> _TASK OBJECTIVE_:
Below is a listing; write it out exactly and drop any images from it.

> _SOURCE DATA_:
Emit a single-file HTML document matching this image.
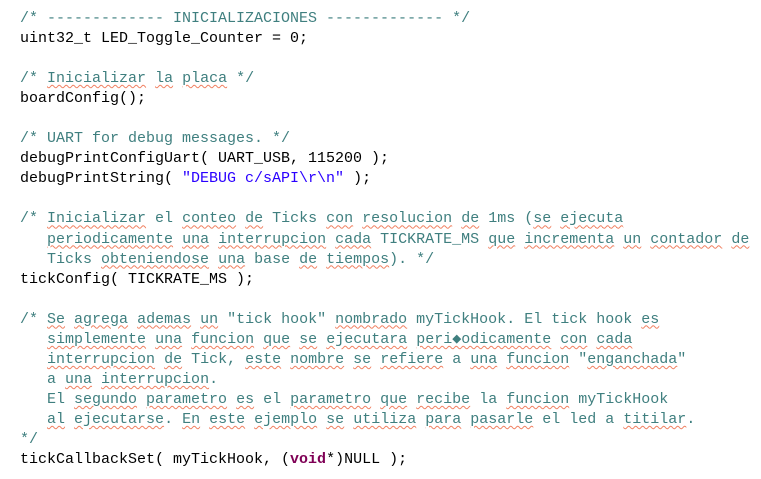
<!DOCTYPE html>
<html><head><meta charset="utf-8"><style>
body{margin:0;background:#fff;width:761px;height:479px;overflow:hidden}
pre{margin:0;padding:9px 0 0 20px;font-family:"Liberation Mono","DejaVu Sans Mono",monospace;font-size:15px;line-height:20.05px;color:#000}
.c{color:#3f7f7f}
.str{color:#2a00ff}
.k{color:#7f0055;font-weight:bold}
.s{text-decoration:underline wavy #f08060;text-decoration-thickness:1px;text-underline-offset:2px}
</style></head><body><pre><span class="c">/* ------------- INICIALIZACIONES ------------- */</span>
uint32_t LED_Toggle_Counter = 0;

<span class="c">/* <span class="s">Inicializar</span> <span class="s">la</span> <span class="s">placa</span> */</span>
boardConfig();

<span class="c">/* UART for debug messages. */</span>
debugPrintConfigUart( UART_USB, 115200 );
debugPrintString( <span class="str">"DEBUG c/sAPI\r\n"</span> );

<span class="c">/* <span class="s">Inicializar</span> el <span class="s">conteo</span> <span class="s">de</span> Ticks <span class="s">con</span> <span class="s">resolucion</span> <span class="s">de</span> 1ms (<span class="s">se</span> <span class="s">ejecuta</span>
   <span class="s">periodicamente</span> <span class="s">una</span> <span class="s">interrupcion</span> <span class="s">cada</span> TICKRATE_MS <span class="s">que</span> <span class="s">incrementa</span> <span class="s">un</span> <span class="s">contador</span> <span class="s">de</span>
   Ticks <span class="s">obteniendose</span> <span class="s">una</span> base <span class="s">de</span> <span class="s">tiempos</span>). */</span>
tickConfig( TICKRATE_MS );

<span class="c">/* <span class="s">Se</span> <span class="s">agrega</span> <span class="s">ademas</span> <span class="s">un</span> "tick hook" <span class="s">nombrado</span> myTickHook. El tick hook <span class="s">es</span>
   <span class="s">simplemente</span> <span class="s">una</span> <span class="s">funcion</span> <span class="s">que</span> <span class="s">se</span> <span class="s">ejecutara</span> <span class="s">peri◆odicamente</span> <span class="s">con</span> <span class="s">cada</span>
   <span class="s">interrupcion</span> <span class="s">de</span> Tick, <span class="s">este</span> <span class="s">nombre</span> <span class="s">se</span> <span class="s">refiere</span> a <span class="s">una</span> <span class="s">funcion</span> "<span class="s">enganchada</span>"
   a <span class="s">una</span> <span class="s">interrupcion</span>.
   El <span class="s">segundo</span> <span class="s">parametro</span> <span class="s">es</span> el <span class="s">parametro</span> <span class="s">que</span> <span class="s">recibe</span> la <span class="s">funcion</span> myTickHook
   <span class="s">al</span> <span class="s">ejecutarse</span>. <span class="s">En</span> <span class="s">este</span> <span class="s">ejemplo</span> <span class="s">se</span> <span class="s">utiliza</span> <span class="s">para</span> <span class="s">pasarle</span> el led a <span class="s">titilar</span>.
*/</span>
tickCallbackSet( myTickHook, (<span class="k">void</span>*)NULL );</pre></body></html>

> _SOLUTION FOR THIS TASK_:
Emit a single-file HTML document matching this image.
<!DOCTYPE html>
<html><head><meta charset="utf-8"><style>
body{margin:0;background:#fff;width:761px;height:479px;overflow:hidden}
pre{margin:0;padding:9px 0 0 20px;font-family:"Liberation Mono","DejaVu Sans Mono",monospace;font-size:15px;line-height:20.05px;color:#000}
.c{color:#3f7f7f}
.str{color:#2a00ff}
.k{color:#7f0055;font-weight:bold}
.s{text-decoration:underline wavy #f08060;text-decoration-thickness:1px;text-underline-offset:2px}
</style></head><body><pre><span class="c">/* ------------- INICIALIZACIONES ------------- */</span>
uint32_t LED_Toggle_Counter = 0;

<span class="c">/* <span class="s">Inicializar</span> <span class="s">la</span> <span class="s">placa</span> */</span>
boardConfig();

<span class="c">/* UART for debug messages. */</span>
debugPrintConfigUart( UART_USB, 115200 );
debugPrintString( <span class="str">"DEBUG c/sAPI\r\n"</span> );

<span class="c">/* <span class="s">Inicializar</span> el <span class="s">conteo</span> <span class="s">de</span> Ticks <span class="s">con</span> <span class="s">resolucion</span> <span class="s">de</span> 1ms (<span class="s">se</span> <span class="s">ejecuta</span>
   <span class="s">periodicamente</span> <span class="s">una</span> <span class="s">interrupcion</span> <span class="s">cada</span> TICKRATE_MS <span class="s">que</span> <span class="s">incrementa</span> <span class="s">un</span> <span class="s">contador</span> <span class="s">de</span>
   Ticks <span class="s">obteniendose</span> <span class="s">una</span> base <span class="s">de</span> <span class="s">tiempos</span>). */</span>
tickConfig( TICKRATE_MS );

<span class="c">/* <span class="s">Se</span> <span class="s">agrega</span> <span class="s">ademas</span> <span class="s">un</span> "tick hook" <span class="s">nombrado</span> myTickHook. El tick hook <span class="s">es</span>
   <span class="s">simplemente</span> <span class="s">una</span> <span class="s">funcion</span> <span class="s">que</span> <span class="s">se</span> <span class="s">ejecutara</span> <span class="s">peri◆odicamente</span> <span class="s">con</span> <span class="s">cada</span>
   <span class="s">interrupcion</span> <span class="s">de</span> Tick, <span class="s">este</span> <span class="s">nombre</span> <span class="s">se</span> <span class="s">refiere</span> a <span class="s">una</span> <span class="s">funcion</span> "<span class="s">enganchada</span>"
   a <span class="s">una</span> <span class="s">interrupcion</span>.
   El <span class="s">segundo</span> <span class="s">parametro</span> <span class="s">es</span> el <span class="s">parametro</span> <span class="s">que</span> <span class="s">recibe</span> la <span class="s">funcion</span> myTickHook
   <span class="s">al</span> <span class="s">ejecutarse</span>. <span class="s">En</span> <span class="s">este</span> <span class="s">ejemplo</span> <span class="s">se</span> <span class="s">utiliza</span> <span class="s">para</span> <span class="s">pasarle</span> el led a <span class="s">titilar</span>.
*/</span>
tickCallbackSet( myTickHook, (<span class="k">void</span>*)NULL );</pre></body></html>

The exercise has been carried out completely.